# Request:
Give back the full listing, character for character, with no pictures.

# Dataset excerpt:

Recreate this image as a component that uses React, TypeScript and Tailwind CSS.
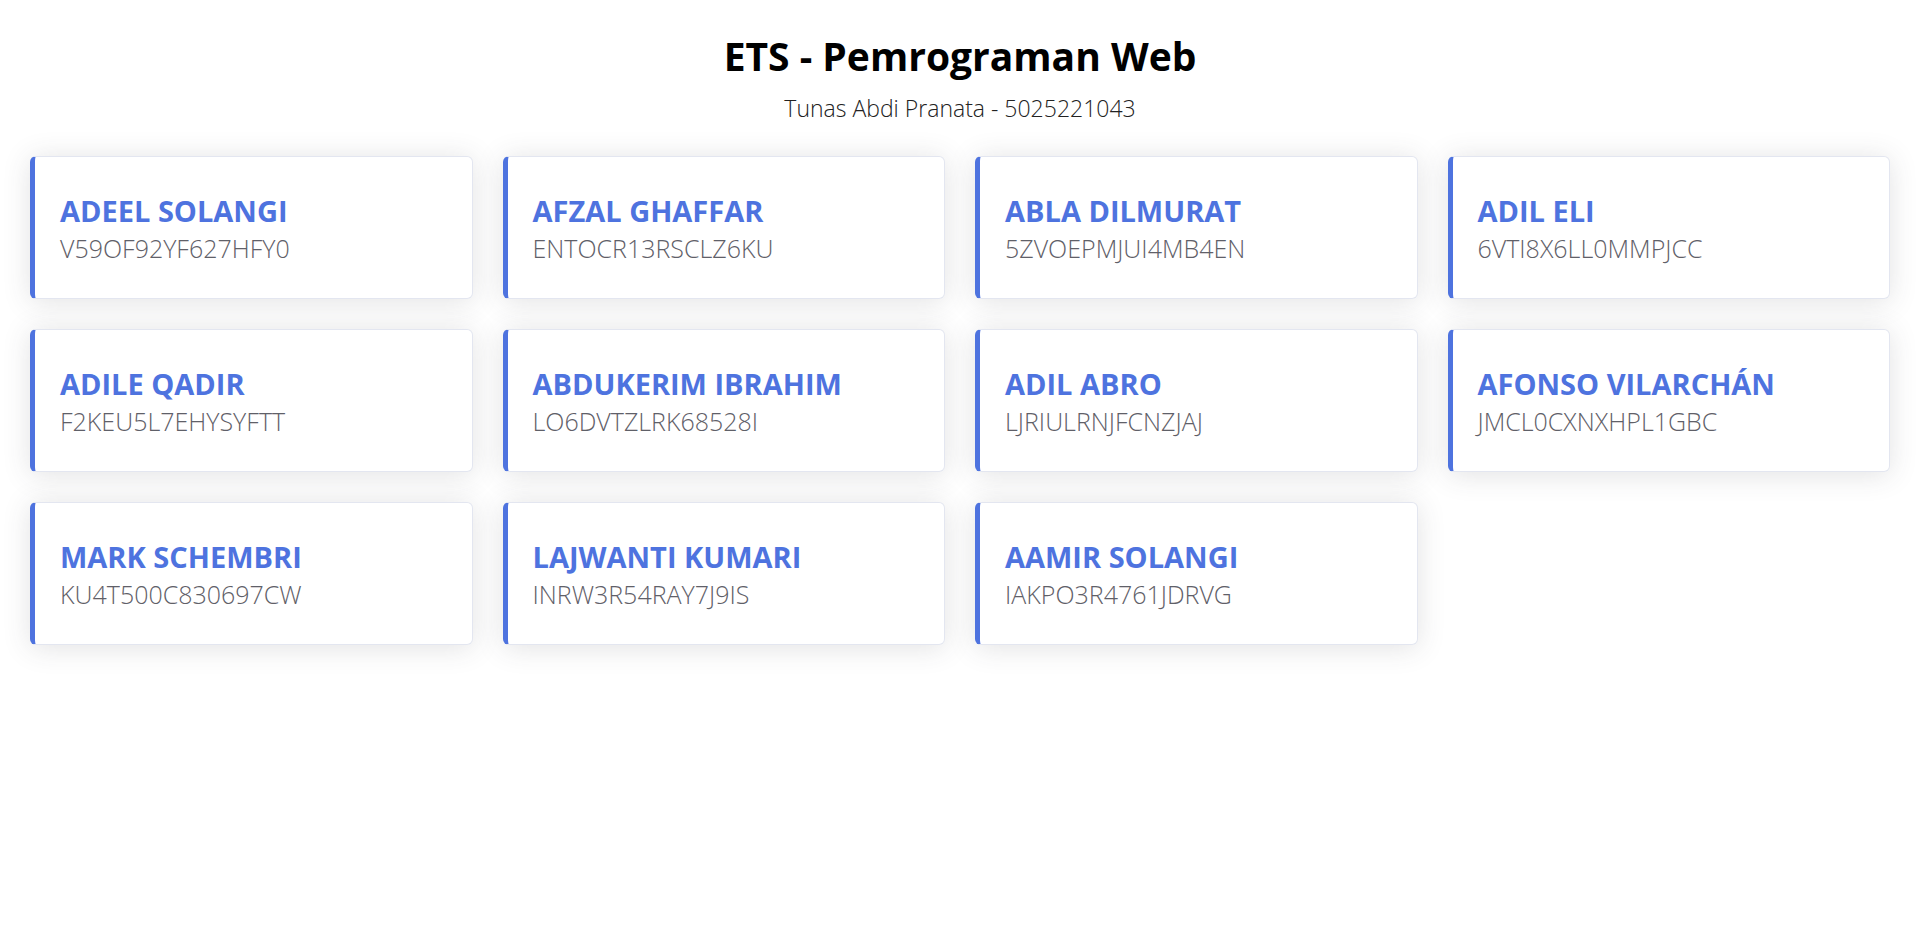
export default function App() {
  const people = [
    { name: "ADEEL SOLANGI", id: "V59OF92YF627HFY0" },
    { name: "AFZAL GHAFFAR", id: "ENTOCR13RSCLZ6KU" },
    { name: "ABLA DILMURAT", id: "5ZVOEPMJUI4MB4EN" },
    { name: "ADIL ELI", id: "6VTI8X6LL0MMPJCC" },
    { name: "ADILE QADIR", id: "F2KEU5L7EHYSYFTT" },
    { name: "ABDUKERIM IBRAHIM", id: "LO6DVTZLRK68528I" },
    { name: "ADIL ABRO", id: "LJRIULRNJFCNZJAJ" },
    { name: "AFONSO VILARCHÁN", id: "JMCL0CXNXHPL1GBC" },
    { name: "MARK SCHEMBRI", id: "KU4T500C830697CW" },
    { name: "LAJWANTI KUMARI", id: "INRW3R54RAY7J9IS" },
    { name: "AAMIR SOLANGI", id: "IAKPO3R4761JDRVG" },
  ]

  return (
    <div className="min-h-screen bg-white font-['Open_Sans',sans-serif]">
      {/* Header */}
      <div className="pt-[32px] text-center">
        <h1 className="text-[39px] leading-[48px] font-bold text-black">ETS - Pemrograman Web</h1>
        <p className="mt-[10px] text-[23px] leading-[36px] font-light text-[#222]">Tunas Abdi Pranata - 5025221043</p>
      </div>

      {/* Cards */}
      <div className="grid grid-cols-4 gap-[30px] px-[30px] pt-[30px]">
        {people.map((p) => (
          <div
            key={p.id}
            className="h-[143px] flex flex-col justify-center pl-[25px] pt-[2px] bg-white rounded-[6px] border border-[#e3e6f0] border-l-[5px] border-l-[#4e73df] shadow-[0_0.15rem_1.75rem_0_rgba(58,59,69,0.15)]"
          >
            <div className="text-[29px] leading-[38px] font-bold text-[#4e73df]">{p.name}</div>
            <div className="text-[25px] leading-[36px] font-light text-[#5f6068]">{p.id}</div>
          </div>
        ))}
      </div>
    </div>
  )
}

# Reply to the exercise:
Recreate this image as a component that uses React, TypeScript and Tailwind CSS.
export default function App() {
  const people = [
    { name: "ADEEL SOLANGI", id: "V59OF92YF627HFY0" },
    { name: "AFZAL GHAFFAR", id: "ENTOCR13RSCLZ6KU" },
    { name: "ABLA DILMURAT", id: "5ZVOEPMJUI4MB4EN" },
    { name: "ADIL ELI", id: "6VTI8X6LL0MMPJCC" },
    { name: "ADILE QADIR", id: "F2KEU5L7EHYSYFTT" },
    { name: "ABDUKERIM IBRAHIM", id: "LO6DVTZLRK68528I" },
    { name: "ADIL ABRO", id: "LJRIULRNJFCNZJAJ" },
    { name: "AFONSO VILARCHÁN", id: "JMCL0CXNXHPL1GBC" },
    { name: "MARK SCHEMBRI", id: "KU4T500C830697CW" },
    { name: "LAJWANTI KUMARI", id: "INRW3R54RAY7J9IS" },
    { name: "AAMIR SOLANGI", id: "IAKPO3R4761JDRVG" },
  ]

  return (
    <div className="min-h-screen bg-white font-['Open_Sans',sans-serif]">
      {/* Header */}
      <div className="pt-[32px] text-center">
        <h1 className="text-[39px] leading-[48px] font-bold text-black">ETS - Pemrograman Web</h1>
        <p className="mt-[10px] text-[23px] leading-[36px] font-light text-[#222]">Tunas Abdi Pranata - 5025221043</p>
      </div>

      {/* Cards */}
      <div className="grid grid-cols-4 gap-[30px] px-[30px] pt-[30px]">
        {people.map((p) => (
          <div
            key={p.id}
            className="h-[143px] flex flex-col justify-center pl-[25px] pt-[2px] bg-white rounded-[6px] border border-[#e3e6f0] border-l-[5px] border-l-[#4e73df] shadow-[0_0.15rem_1.75rem_0_rgba(58,59,69,0.15)]"
          >
            <div className="text-[29px] leading-[38px] font-bold text-[#4e73df]">{p.name}</div>
            <div className="text-[25px] leading-[36px] font-light text-[#5f6068]">{p.id}</div>
          </div>
        ))}
      </div>
    </div>
  )
}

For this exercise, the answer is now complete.